Quand on détourne le cheminement démocratique en refusant d’assumer la responsabilité donnée par le peuple, quand on a assez de lâcheté pour tourner le dos à un moment d’histoire, on en paye forcément le prix. Quand on n’a pas le courage de décider et qu’on tente de noyer le poisson en consultant tout le monde, on perd sa crédibilité et la confiance des gens. Et donc, réunir tout le monde autour d’une table et prétendre sauver le pays et trouver des solutions en quelques semaines de discussions est non seulement irréaliste mais insultant pour l’intelligence du peuple.

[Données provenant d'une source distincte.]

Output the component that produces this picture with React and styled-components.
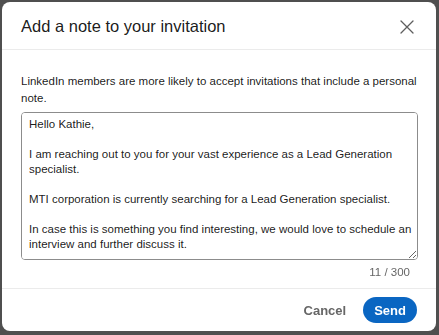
import styled, { createGlobalStyle } from "styled-components";

const GlobalStyle = createGlobalStyle`
  html, body {
    margin: 0;
    background: #4f4f4f;
  }
  body {
    font-family: "Liberation Sans", Arial, sans-serif;
    -webkit-font-smoothing: antialiased;
  }
`;

const Page = styled.div`
  width: 439px;
  height: 335px;
  box-sizing: border-box;
  padding: 2px 3px 4px 2px;
`;

const Modal = styled.div`
  height: 100%;
  background: #fff;
  border-radius: 8px;
  display: flex;
  flex-direction: column;
  overflow: hidden;
`;

const Header = styled.div`
  height: 48px;
  box-sizing: border-box;
  display: flex;
  align-items: center;
  justify-content: space-between;
  padding: 2px 18px 0 19px;
  border-bottom: 1px solid #ebebeb;
`;

const Title = styled.h2`
  margin: 0;
  font-size: 16.5px;
  font-weight: 400;
  color: rgba(0, 0, 0, 0.9);
`;

const CloseButton = styled.button`
  border: 0;
  background: none;
  padding: 0;
  width: 22px;
  height: 22px;
  display: flex;
  align-items: center;
  justify-content: center;
  color: #5e5e5e;
`;

const Body = styled.div`
  padding: 23px 18px 0 19px;
  display: flex;
  flex-direction: column;
`;

const Hint = styled.p`
  margin: 0 0 5px;
  font-size: 11.5px;
  line-height: 17px;
  color: rgba(0, 0, 0, 0.9);
`;

const Note = styled.textarea`
  height: 148px;
  box-sizing: border-box;
  border: 1px solid #8c8c8c;
  border-radius: 4px;
  padding: 4px 0 20px 7px;
  font-family: "Liberation Sans", Arial, sans-serif;
  font-size: 11.5px;
  line-height: 15px;
  color: rgba(0, 0, 0, 0.9);
  overflow-y: scroll;
  outline: none;

  &::-webkit-scrollbar {
    width: 6px;
  }
  &::-webkit-scrollbar-thumb {
    background: #8a8a8a;
    border-radius: 3px;
  }
  &::-webkit-scrollbar-track {
    background: #fff;
  }
`;

const Counter = styled.div`
  align-self: flex-end;
  margin: 4px 8px 0 0;
  font-size: 11.5px;
  line-height: 16px;
  color: #666;
`;

const Footer = styled.div`
  margin-top: auto;
  height: 43px;
  box-sizing: border-box;
  border-top: 1px solid #ebebeb;
  display: flex;
  align-items: center;
  justify-content: flex-end;
  gap: 17px;
  padding: 0 19px 0 0;
`;

const Button = styled.button`
  border: 0;
  font-family: "Liberation Sans", Arial, sans-serif;
  font-size: 13px;
  font-weight: 700;
  height: 26px;
  padding: 0 ${(p) => (p.primary ? "11px" : "0")};
  border-radius: 13px;
  background: ${(p) => (p.primary ? "#0a66c2" : "transparent")};
  color: ${(p) => (p.primary ? "#fff" : "#666")};
`;

const message = `Hello Kathie,

I am reaching out to you for your vast experience as a Lead Generation specialist.

MTI corporation is currently searching for a Lead Generation specialist.

In case this is something you find interesting, we would love to schedule an interview and further discuss it.`;

export default function App() {
  return (
    <Page>
      <GlobalStyle />
      <Modal>
        <Header>
          <Title>Add a note to your invitation</Title>
          <CloseButton aria-label="Dismiss">
            <svg width="16" height="16" viewBox="0 0 16 16" fill="none">
              <path d="M2 2 L14 14 M14 2 L2 14" stroke="currentColor" strokeWidth="1.3" strokeLinecap="round" />
            </svg>
          </CloseButton>
        </Header>
        <Body>
          <Hint>
            LinkedIn members are more likely to accept invitations that include a personal note.
          </Hint>
          <Note defaultValue={message} />
          <Counter>11 / 300</Counter>
        </Body>
        <Footer>
          <Button>Cancel</Button>
          <Button primary>Send</Button>
        </Footer>
      </Modal>
    </Page>
  );
}
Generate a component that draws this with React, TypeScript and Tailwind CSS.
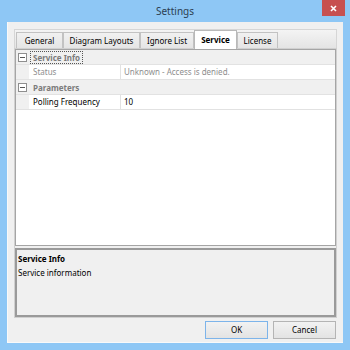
import React from 'react';

const tabs = [
  { label: 'General', w: 'w-[47px]' },
  { label: 'Diagram Layouts', w: 'w-[77px]' },
  { label: 'Ignore List', w: 'w-[54px]' },
  { label: 'Service', w: 'w-[43px]', active: true },
  { label: 'License', w: 'w-[41px]' },
];

const MinusBox = () => (
  <div className="w-[9px] h-[9px] border border-[#8e8e8e] bg-white flex items-center justify-center">
    <div className="w-[5px] h-px bg-[#555]" />
  </div>
);

const CategoryRow = ({ label, focused }: { label: string; focused?: boolean }) => (
  <div className="flex h-[15px] bg-[#f0f0f0] border-b border-[#e2e2e2] items-center">
    <div className="w-[13px] flex items-center justify-end pr-[2px]">
      <MinusBox />
    </div>
    <span
      className={`ml-[1px] px-[2px] leading-[11px] font-bold text-[#7b7b7b] ${
        focused ? 'border border-dotted border-[#555]' : 'border border-transparent'
      }`}
    >
      {label}
    </span>
  </div>
);

const PropRow = ({ name, value, dim }: { name: string; value: string; dim?: boolean }) => (
  <div className="flex h-[15px] border-b border-[#e2e2e2]">
    <div className="w-[13px] bg-[#f0f0f0]" />
    <div className={`w-[92px] border-r border-[#e2e2e2] pl-[4px] flex items-center ${dim ? 'text-[#8e8e8e]' : 'text-black'}`}>
      {name}
    </div>
    <div className={`flex-1 pl-[3px] flex items-center ${dim ? 'text-[#8e8e8e]' : 'text-black'}`}>{value}</div>
  </div>
);

const Button = ({ label, primary }: { label: string; primary?: boolean }) => (
  <div
    className={`w-[63px] h-[18px] flex items-center justify-center border bg-gradient-to-b from-[#f2f2f2] to-[#e3e3e3] ${
      primary ? 'border-[#7db4ea]' : 'border-[#b4b4b4]'
    }`}
  >
    {label}
  </div>
);

export default function App() {
  return (
    <div
      className="w-[350px] h-[350px] bg-[#8ec7f5] flex flex-col text-[8px] text-black"
      style={{ fontFamily: '"Noto Sans", "Open Sans", sans-serif' }}
    >
      {/* Title bar */}
      <div className="h-[22px] relative flex items-center justify-center">
        <span className="text-[10px] text-[#2c3e50] mt-[1px]">Settings</span>
        <div className="absolute right-[5px] top-0 w-[23px] h-[16px] bg-[#c75050] flex items-center justify-center">
          <svg width="7" height="7" viewBox="0 0 7 7">
            <path d="M1 1 L6 6 M6 1 L1 6" stroke="white" strokeWidth="1.6" />
          </svg>
        </div>
      </div>

      {/* Client area */}
      <div className="mx-[7px] mb-[7px] flex-1 bg-[#f0f0f0] border-l border-b border-[#f9f9f9] flex flex-col px-[6px] pt-[7px] pb-[3px]">
        {/* Tab strip */}
        <div className="h-[19px] flex items-end pl-[1px] border border-b-0 border-[#d6d6d6] bg-gradient-to-b from-[#f4f4f4] to-[#e4e4e4]">
          {tabs.map((t) =>
            t.active ? (
              <div
                key={t.label}
                className={`${t.w} h-[19px] -mb-px relative z-10 bg-white border border-b-0 border-[#b9b9b9] flex items-center justify-center font-bold`}
              >
                {t.label}
              </div>
            ) : (
              <div
                key={t.label}
                className={`${t.w} h-[16px] border border-b-0 border-[#c2c2c2] bg-gradient-to-b from-[#f1f1f1] to-[#e5e5e5] flex items-center justify-center`}
              >
                {t.label}
              </div>
            )
          )}
        </div>

        {/* Tab page */}
        <div className="flex-1 border border-[#d0d0d0] bg-[#f0f0f0] flex flex-col">
          {/* Property grid */}
          <div className="h-[197px] border border-[#a5a5a5] bg-white flex flex-col">
            <CategoryRow label="Service Info" focused />
            <PropRow name="Status" value="Unknown - Access is denied." dim />
            <CategoryRow label="Parameters" />
            <PropRow name="Polling Frequency" value="10" />
          </div>

          {/* Help panel */}
          <div className="mt-[2px] flex-1 border-2 border-[#9a9a9a] bg-[#f0f0f0] px-[1px] pt-[3px] flex flex-col gap-[2px]">
            <span className="font-bold leading-[12px]">Service Info</span>
            <span className="leading-[12px]">Service information</span>
          </div>
        </div>

        {/* Buttons */}
        <div className="mt-[3px] flex justify-end gap-[5px] pr-[1px]">
          <Button label="OK" primary />
          <Button label="Cancel" />
        </div>
      </div>
    </div>
  );
}
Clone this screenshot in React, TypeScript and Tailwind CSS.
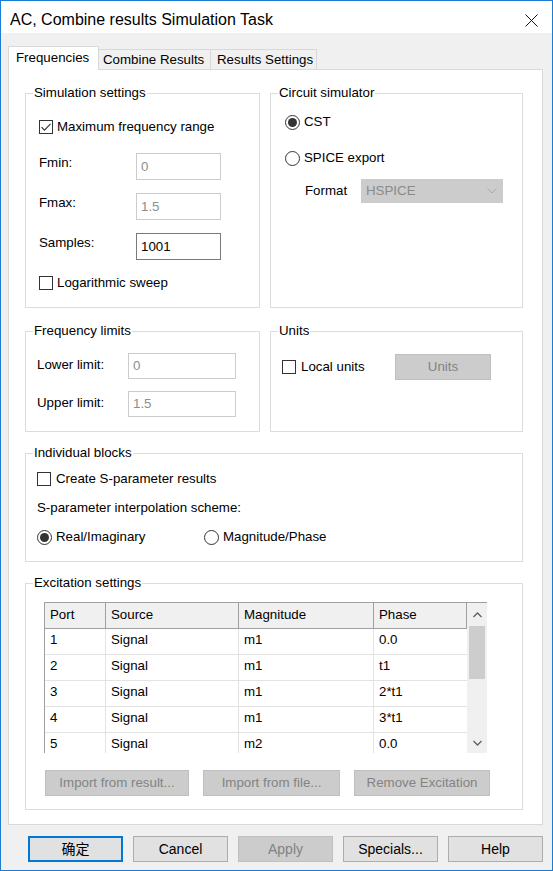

Aujourd’hui, l’attention de ce petit monde déconnecté des réalités d’un peuple qui en a marre se focalise sur l’avenir de Youssef Chahed à la présidence du gouvernement. Hafedh Caïd Essebsi a annoncé la couleur en demandant expressément son départ. Il est à parier que les tractations futures tourneront autour de cette question sans interet. Qu’il reste ou qu’il parte, personne n’a de solution viable pour le déficit des caisses sociales, pour le glissement du dinar, pour le déficit de la balance commerciale, pour la réforme de la justice, pour la finalisation des instances constitutionnelles, pour l’éducation, la santé… Pire encore, on s’est mis dans une situation où même si l’on trouvait les solutions, on ne pourrait pas les mettre en place. Béji Caïd Essebsi a fait en sorte de court-circuiter les chefs de gouvernement et de s’arroger un pouvoir qu’il ne semble pas prêt à assumer tout seul. On doit se rendre à l’évidence et dire que l’accord de Carthage 1 et 2 ne sont que des moyens détournés de confisquer le résultat des urnes et de noyer les responsabilités dans l’immobilisme le plus total.
Alors que ce soit Chahed ou qui que ce soit d’autre, la situation de crise est structurelle et le blocage est perpétuel, tant qu’il faudra contenter tout le monde aussi bien dans les mesures que dans les nominations au gouvernement. Maintenant chacun voudra sa part et tentera d’élargir sa sphère d’influence, et le Carthage Land politique continuera de tourner, encore et encore.